NEWS

Ambush cop killings not uncommon

Kevin Johnson
USA TODAY
Police escort Eric Frein into the Pike County Courthouse for his arraignment in Milford, Pa. Frein was captured seven weeks after  he allegedly killed a Pennsylvania State trooper in an ambush outside a barracks in northeastern Pennsylvania.

WASHINGTON — Fatal ambushes, similar to an attack this weekend on two New York City police officers, have been among the leading causes of firearm-related police deaths for the past several years, according to data maintained by a national law enforcement group.

At midyear, an analysis conducted by the National Law Enforcement Officers Memorial Fund, which closely tracks officer deaths, found that ambushes were the second-leading cause of firearm killings. As recently as 2012, ambushes accounted for the most fatal shootings involving police: 30% of the 50 firearm deaths that year were attributed to such attacks.

Though officer deaths, including fatal shootings, have been subject to dramatic swings over the years (last year's overall total of 100 deaths marked the fewest since 1944), law enforcement analysts say ambushes have remained some of the most persistent and hardest threats.

"It really is all about awareness and paying attention to your surroundings,'' said Darrel Stephens, executive director of the Major Cities Chiefs Association. "There is an emphasis on being hyper-vigilant, just because this threat is out there, but the ability to sustain that vigilance is very difficult.''

Stephens, a former Charlotte-Mecklenburg, N.C., chief, said authorities have attempted to bolster their defenses by drawing from a series of incidents.

Among them: the sniper attack in September on a Pennsylvania State Police barracks that left one trooper dead and another wounded. The attack prompted a vast and costly manhunt throughout the state conducted by federal and local authorities.

The alleged shooter, Eric Frein, was elevated to the FBI's list of most wanted suspects before his capture in October.

"We have learned a lot, but I don't think we can prevent it altogether,'' Stephens said. "It's a big challenge.''

Following a rash of violence against police, Attorney General Eric Holder in 2011 created the National Officer Safety and Wellness Group to review incidents, including ambush attacks. At the group's most recent meeting last week, Stephens said ambush incidents were once again among the points of discussion.

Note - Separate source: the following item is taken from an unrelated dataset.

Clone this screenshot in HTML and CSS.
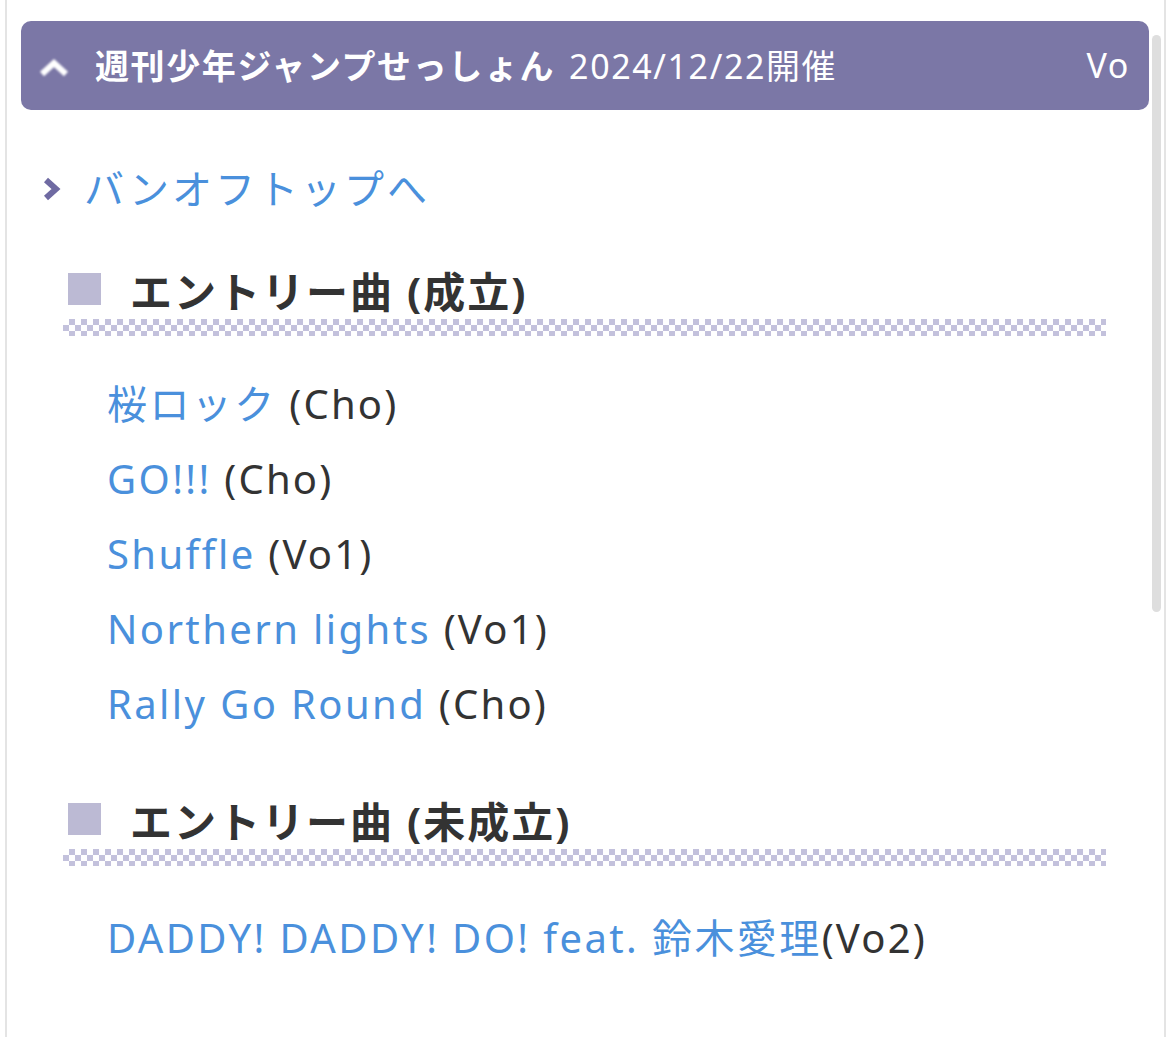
FILE: index.html
```html
<!DOCTYPE html>
<html lang="ja">
<head>
    <meta charset="UTF-8">
    <meta name="viewport" content="width=device-width, initial-scale=1.0">
    <title>週刊少年ジャンプせっしょん</title>
    <link rel="stylesheet" href="styles.css">
</head>
<body>
    <div class="wrap">
        <div class="scroll-thumb"></div>
        <div class="bar">
            <svg class="bar-icon" width="30" height="20" viewBox="0 0 30 20">
                <path d="M3 17 L15 6 L27 17" fill="none" stroke="#fff" stroke-width="6"/>
            </svg>
            <span class="bar-title">週刊少年ジャンプせっしょん</span>
            <span class="bar-date">2024/12/22開催</span>
            <span class="bar-part">Vo</span>
        </div>
        <a class="back" href="#">
            <svg class="back-icon" width="20" height="24" viewBox="0 0 20 24">
                <path d="M4 3 L14 12 L4 21" fill="none" stroke="#6f6aa2" stroke-width="6"/>
            </svg>
            <span>バンオフトップへ</span>
        </a>
        <div class="songs">
            <h2 class="songs-head"><span class="mark"></span>エントリー曲 (成立)</h2>
            <ul class="song-list">
                <li><a href="#">桜ロック</a> (Cho)</li>
                <li><a href="#">GO!!!</a> (Cho)</li>
                <li><a href="#">Shuffle</a> (Vo1)</li>
                <li><a href="#">Northern lights</a> (Vo1)</li>
                <li><a href="#">Rally Go Round</a> (Cho)</li>
            </ul>
            <h2 class="songs-head"><span class="mark"></span>エントリー曲 (未成立)</h2>
            <ul class="song-list song-list-pending">
                <li><a href="#">DADDY! DADDY! DO! feat. 鈴木愛理</a>(Vo2)</li>
            </ul>
        </div>
    </div>
</body>
</html>
```

FILE: styles.css
```css
*{
    margin: 0;
    padding: 0;
    list-style: none;
    box-sizing: border-box;
}
html,body{
    width: 100%;
    height: 100%;
    overflow: hidden;
    background-color: #fff;
}
body{
    font-family: "Noto Sans", "Noto Sans CJK JP", sans-serif;
    color: #333;
}
a{
    color: #4a90dc;
    text-decoration: none;
}
.wrap{
    position: relative;
    margin: 0 4px 0 5px;
    min-height: 100%;
    border-left: 2px solid #e4e4e4;
    border-right: 2px solid #e4e4e4;
    padding: 21px 15px 0 14px;
}
/* 右端のスクロールバー */
.scroll-thumb{
    position: absolute;
    top: 35px;
    right: 3px;
    width: 9px;
    height: 577px;
    border-radius: 5px;
    background-color: #dedede;
}
.bar{
    display: flex;
    align-items: center;
    height: 89px;
    padding: 0 19px 2px 18px;
    border-radius: 10px;
    background-color: #7b77a6;
    color: #fff;
    font-size: 34px;
    letter-spacing: 1.6px;
}
.bar-icon{
    flex: none;
    margin: 4px 26px 0 0;
    filter: blur(0.8px);
}
.bar-title{
    font-weight: bold;
    margin-right: 14px;
}
.bar-part{
    margin-left: auto;
}
.back{
    display: flex;
    align-items: center;
    margin-top: 48px;
    font-size: 40px;
    letter-spacing: 3px;
}
.back-icon{
    flex: none;
    margin: 4px 22px 0 21px;
    filter: blur(0.6px);
}
.songs{
    margin: 47px 43px 0 42px;
}
.songs-head{
    display: flex;
    align-items: center;
    height: 52px;
    padding-left: 5px;
    font-size: 42px;
    letter-spacing: 2px;
    font-weight: bold;
    color: #333;
}
.mark{
    width: 33px;
    height: 32px;
    margin-right: 29px;
    background-color: #bcbad4;
}
/* 市松模様の区切り線 */
.song-list{
    position: relative;
    margin-top: 4px;
    padding: 47px 0 0 44px;
}
.song-list::before{
    content: "";
    position: absolute;
    top: 0;
    left: 0;
    right: 0;
    height: 17px;
    background:
        conic-gradient(#c3c1dc 25%, #fff 0 50%, #c3c1dc 0 75%, #fff 0);
    background-size: 12px 12px;
}
.song-list-pending{
    padding-top: 51px;
}
.song-list li{
    height: 75px;
    line-height: 75px;
    font-size: 40px;
    letter-spacing: 2.2px;
}
.song-list li a{
    letter-spacing: 2.4px;
}
.song-list + .songs-head{
    margin-top: 52px;
}
```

The FBI also is in the midst of review of police ambush killings that launched last year. Program investigators are reviewing the motivations of assailants in cases from 1995 to 2011. The report is due out in 2016.

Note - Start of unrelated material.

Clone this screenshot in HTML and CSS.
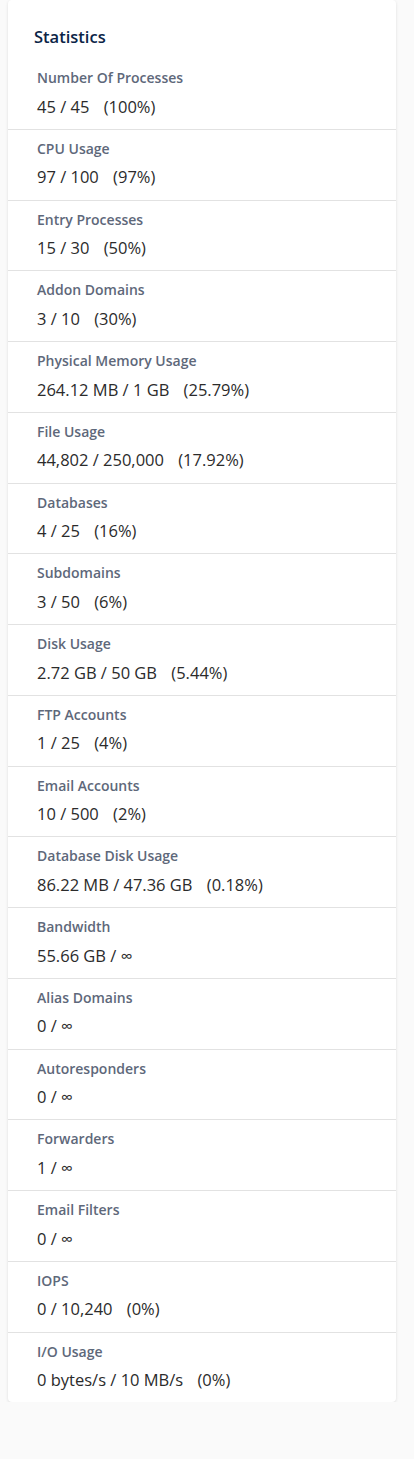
FILE: index.html
```html
<!DOCTYPE html>
<html lang="en">
<head>
<meta charset="utf-8">
<title>Statistics</title>
<link rel="stylesheet" href="styles.css">
</head>
<body>
<div class="card">
  <h2 class="card-title">Statistics</h2>
  <ul class="stats">
    <li class="stat"><div class="label">Number Of Processes</div><div class="value">45 / 45 <span class="pct">(100%)</span></div></li>
    <li class="stat"><div class="label">CPU Usage</div><div class="value">97 / 100 <span class="pct">(97%)</span></div></li>
    <li class="stat"><div class="label">Entry Processes</div><div class="value">15 / 30 <span class="pct">(50%)</span></div></li>
    <li class="stat"><div class="label">Addon Domains</div><div class="value">3 / 10 <span class="pct">(30%)</span></div></li>
    <li class="stat"><div class="label">Physical Memory Usage</div><div class="value">264.12 MB / 1 GB <span class="pct">(25.79%)</span></div></li>
    <li class="stat"><div class="label">File Usage</div><div class="value">44,802 / 250,000 <span class="pct">(17.92%)</span></div></li>
    <li class="stat"><div class="label">Databases</div><div class="value">4 / 25 <span class="pct">(16%)</span></div></li>
    <li class="stat"><div class="label">Subdomains</div><div class="value">3 / 50 <span class="pct">(6%)</span></div></li>
    <li class="stat"><div class="label">Disk Usage</div><div class="value">2.72 GB / 50 GB <span class="pct">(5.44%)</span></div></li>
    <li class="stat"><div class="label">FTP Accounts</div><div class="value">1 / 25 <span class="pct">(4%)</span></div></li>
    <li class="stat"><div class="label">Email Accounts</div><div class="value">10 / 500 <span class="pct">(2%)</span></div></li>
    <li class="stat"><div class="label">Database Disk Usage</div><div class="value">86.22 MB / 47.36 GB <span class="pct">(0.18%)</span></div></li>
    <li class="stat"><div class="label">Bandwidth</div><div class="value">55.66 GB / ∞</div></li>
    <li class="stat"><div class="label">Alias Domains</div><div class="value">0 / ∞</div></li>
    <li class="stat"><div class="label">Autoresponders</div><div class="value">0 / ∞</div></li>
    <li class="stat"><div class="label">Forwarders</div><div class="value">1 / ∞</div></li>
    <li class="stat"><div class="label">Email Filters</div><div class="value">0 / ∞</div></li>
    <li class="stat"><div class="label">IOPS</div><div class="value">0 / 10,240 <span class="pct">(0%)</span></div></li>
    <li class="stat"><div class="label">I/O Usage</div><div class="value">0 bytes/s / 10 MB/s <span class="pct">(0%)</span></div></li>
  </ul>
</div>
</body>
</html>
```
FILE: styles.css
```css
html, body {
  margin: 0;
  padding: 0;
  background: #fafafa;
}
body {
  font-family: "Open Sans", "Liberation Sans", sans-serif;
  color: #333;
}
.card {
  width: 388px;
  margin: 0 0 0 8px;
  background: #fff;
  border-radius: 4px;
  box-shadow: 0 1px 3px rgba(0, 0, 0, 0.12);
  padding-top: 26px;
}
.card-title {
  margin: 0 0 11px;
  padding-left: 26px;
  font-size: 16.5px;
  line-height: 22px;
  font-weight: 600;
  color: #0b2447;
}
.stats {
  list-style: none;
  margin: 0;
  padding: 0;
}
.stat {
  padding: 8px 29px 11px;
  border-top: 1px solid #e2e2e2;
}
.stat:first-child {
  border-top: 0;
}
.label {
  font-size: 14px;
  line-height: 21px;
  font-weight: 600;
  color: #5e687a;
}
.value {
  margin-top: 6.5px;
  font-size: 16.5px;
  line-height: 23.25px;
  font-weight: 400;
  color: #2b2b2b;
}
.pct {
  margin-left: 10px;
}
```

James Pasco, executive director of the Fraternal Order of Police, said constant training may be the most effective, though not always foolproof, guard against such attacks.

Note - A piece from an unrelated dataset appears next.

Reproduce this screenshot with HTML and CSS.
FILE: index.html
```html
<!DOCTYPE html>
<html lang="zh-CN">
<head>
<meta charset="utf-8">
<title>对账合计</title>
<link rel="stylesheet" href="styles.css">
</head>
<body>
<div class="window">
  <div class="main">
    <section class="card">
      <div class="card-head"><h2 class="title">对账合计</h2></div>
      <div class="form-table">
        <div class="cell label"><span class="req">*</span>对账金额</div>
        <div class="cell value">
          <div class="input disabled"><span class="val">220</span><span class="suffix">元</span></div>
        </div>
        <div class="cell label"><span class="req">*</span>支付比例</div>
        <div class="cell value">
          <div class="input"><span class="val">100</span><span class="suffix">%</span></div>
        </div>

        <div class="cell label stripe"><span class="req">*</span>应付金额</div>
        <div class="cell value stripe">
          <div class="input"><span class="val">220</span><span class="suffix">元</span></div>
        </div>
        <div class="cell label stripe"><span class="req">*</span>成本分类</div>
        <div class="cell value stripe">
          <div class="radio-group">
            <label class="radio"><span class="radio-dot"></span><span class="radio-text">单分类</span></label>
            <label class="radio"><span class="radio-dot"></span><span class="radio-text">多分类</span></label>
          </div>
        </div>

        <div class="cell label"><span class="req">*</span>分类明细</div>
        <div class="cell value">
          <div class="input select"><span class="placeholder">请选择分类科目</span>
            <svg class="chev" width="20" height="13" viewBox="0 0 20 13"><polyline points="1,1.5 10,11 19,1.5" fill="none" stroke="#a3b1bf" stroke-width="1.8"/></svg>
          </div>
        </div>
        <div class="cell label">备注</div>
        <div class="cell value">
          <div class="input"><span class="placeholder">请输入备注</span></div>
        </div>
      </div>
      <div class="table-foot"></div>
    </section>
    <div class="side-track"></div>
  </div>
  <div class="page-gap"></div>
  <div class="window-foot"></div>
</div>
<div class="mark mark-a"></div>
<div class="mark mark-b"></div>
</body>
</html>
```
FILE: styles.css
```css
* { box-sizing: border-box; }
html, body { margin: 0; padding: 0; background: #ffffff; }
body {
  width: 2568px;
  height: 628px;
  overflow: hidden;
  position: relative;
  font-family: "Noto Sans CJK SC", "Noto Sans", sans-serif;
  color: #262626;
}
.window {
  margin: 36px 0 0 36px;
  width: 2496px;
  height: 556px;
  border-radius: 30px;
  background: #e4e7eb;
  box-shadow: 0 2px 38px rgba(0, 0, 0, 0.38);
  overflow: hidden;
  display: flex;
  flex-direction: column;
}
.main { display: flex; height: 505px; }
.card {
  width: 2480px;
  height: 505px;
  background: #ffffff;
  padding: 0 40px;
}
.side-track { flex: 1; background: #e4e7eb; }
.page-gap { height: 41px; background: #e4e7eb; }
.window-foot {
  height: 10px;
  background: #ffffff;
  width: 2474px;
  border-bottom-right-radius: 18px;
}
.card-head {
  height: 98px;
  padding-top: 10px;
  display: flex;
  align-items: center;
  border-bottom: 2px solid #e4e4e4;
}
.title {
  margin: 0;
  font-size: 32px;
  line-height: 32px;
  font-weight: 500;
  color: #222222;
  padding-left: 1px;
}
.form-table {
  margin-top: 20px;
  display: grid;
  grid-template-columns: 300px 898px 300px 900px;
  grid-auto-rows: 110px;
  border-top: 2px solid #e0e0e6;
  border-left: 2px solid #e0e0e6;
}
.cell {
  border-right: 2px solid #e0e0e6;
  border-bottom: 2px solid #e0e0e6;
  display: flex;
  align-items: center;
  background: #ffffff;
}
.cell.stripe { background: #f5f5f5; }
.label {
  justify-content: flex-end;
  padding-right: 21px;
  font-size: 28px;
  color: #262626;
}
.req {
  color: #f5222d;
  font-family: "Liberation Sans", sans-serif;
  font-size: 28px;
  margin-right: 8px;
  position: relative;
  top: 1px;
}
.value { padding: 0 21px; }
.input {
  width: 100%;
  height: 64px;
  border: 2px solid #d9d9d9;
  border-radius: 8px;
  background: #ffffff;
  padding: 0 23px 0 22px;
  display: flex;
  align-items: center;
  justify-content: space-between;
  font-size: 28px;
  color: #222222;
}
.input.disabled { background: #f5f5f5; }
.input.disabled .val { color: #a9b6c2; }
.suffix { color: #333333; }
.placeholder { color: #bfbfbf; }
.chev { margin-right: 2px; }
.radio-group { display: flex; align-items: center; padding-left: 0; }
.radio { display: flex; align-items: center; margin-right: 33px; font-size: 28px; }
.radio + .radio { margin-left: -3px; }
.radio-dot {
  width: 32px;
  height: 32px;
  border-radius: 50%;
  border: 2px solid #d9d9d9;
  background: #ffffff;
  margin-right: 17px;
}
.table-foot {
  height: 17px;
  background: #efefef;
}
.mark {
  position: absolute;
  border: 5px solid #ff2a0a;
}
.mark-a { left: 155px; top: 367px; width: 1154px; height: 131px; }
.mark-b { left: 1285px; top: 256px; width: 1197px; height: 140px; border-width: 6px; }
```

"Every police officer has to understand that there is a segment of people out there who, at some level, hold a deep-seated resentment against the police,'' Pasco said. Those tensions have grown, he said, since a police officer shot Michael Brown in August in Ferguson, Mo., and Eric Garner died in July after being put in a chokehold by a New York police officer in Staten Island. "Every officer has to be mindful of this.''

The federal grant program that provides criminal justice funding to state and local law governments is named for a slain New York Police Department officer, Edward Byrne, who was killed in a brutal ambush-style attack in 1988.

Byrne, 22, was fatally shot in his patrol car while protecting a witness.

Like the Byrne murder, the weekend attacks brought an outpouring of reaction, including from the federal government.

"This was an unspeakable act of barbarism,'' Holder said.